Today the practical people, perhaps many of them much older than you, are watching as the government is bailing out not only the impractical people, but the crooks who led them there as well. We have one presidential candidate who would have us believe that bigger government can take care of that problem, plus provide tax breaks to everyone, plus provide you with health care benefits, etc etc etc. His wife talks about the government "pie", and how when we have a bigger slice (maybe from working hard, living lean and saving?), we should want to give some of that up to others, (who maybe didn't work so hard, spent much and saved nothing?).

The more control that government assumes over our lives, the more freedoms we give up. The more we rely on the government for any reason at all, the more control they have over us. The larger the group that relies on their government for basics, the more we are ALL owned by that government. Is this a form of slavery? You tell me.
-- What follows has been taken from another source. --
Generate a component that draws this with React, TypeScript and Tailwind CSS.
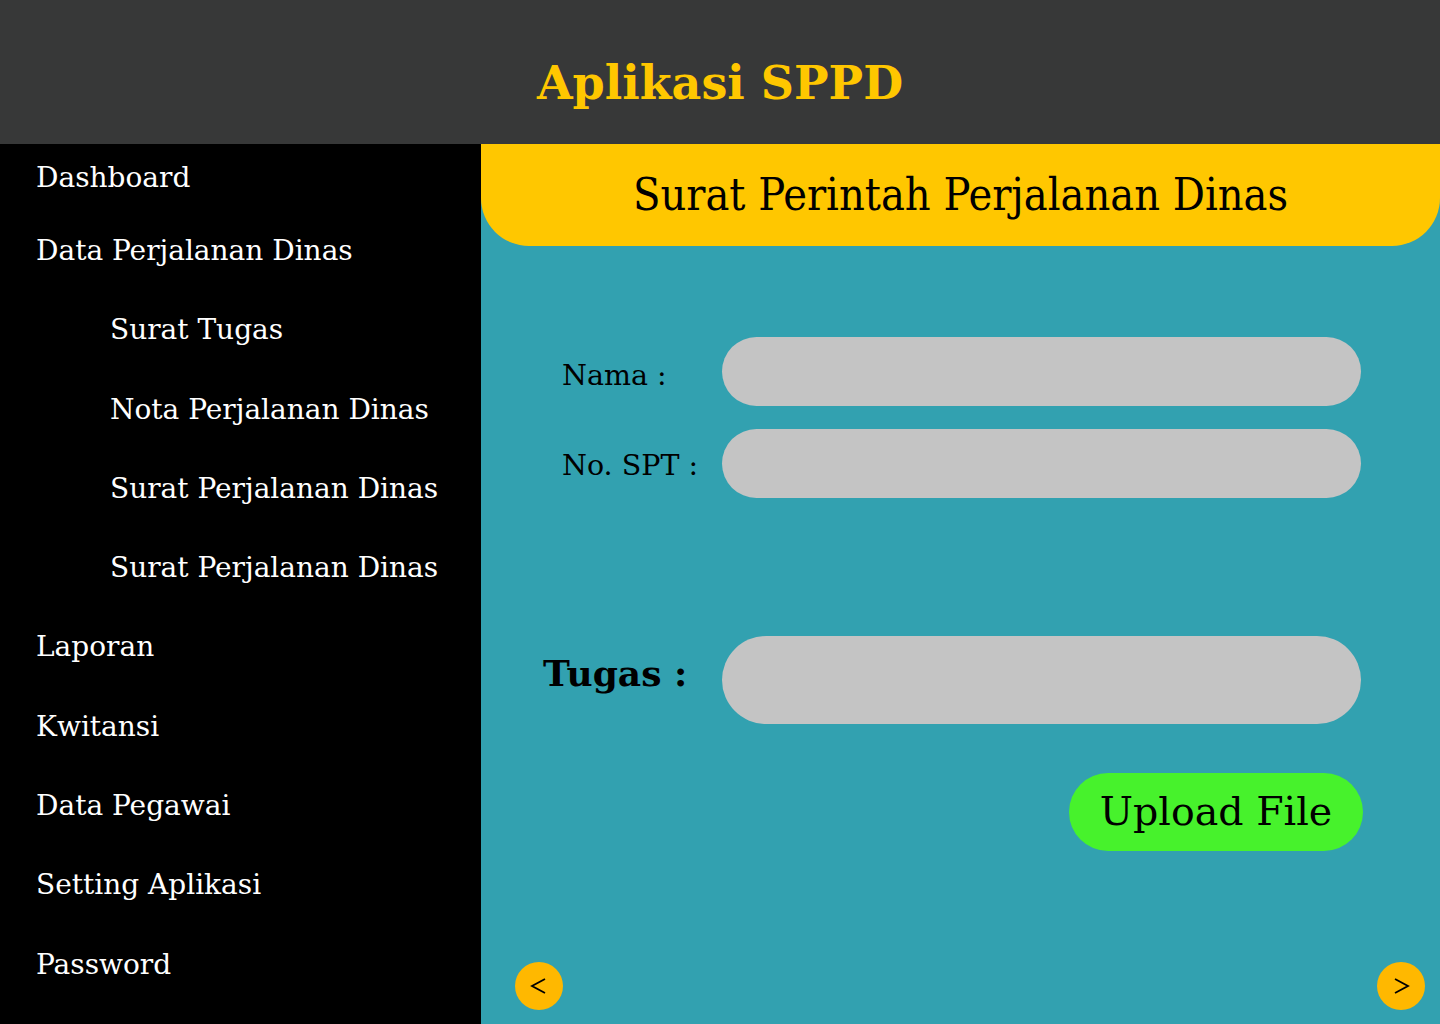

I know my answer.

Penny   ·  October 11, 2008 04:03 PM

I am guessing, Dennis, that you do not have a 401(k). Or that if you do you have no idea where that money goes you put into it.

Most workers in America do indeed have a stock portfolio, whether they realize it or not.

Steve Skubinna   ·  October 11, 2008 05:06 PM

Penny, when you describe your actions in those days, it makes me wish I'd known you then. Sleeping with a stranger? I couldn't get my fiancee to sleep with me. All that free love stuff was reported in the newspapers but seemed like a fairy tale to me.

Assistant Village Idiot   ·  October 11, 2008 07:33 PM

Most politically active boomers have spent their lives petitioning the government to violate the rights of their fellow citizens--and succeeding

I'd say the Car Food diet is the retirement most of them deserve.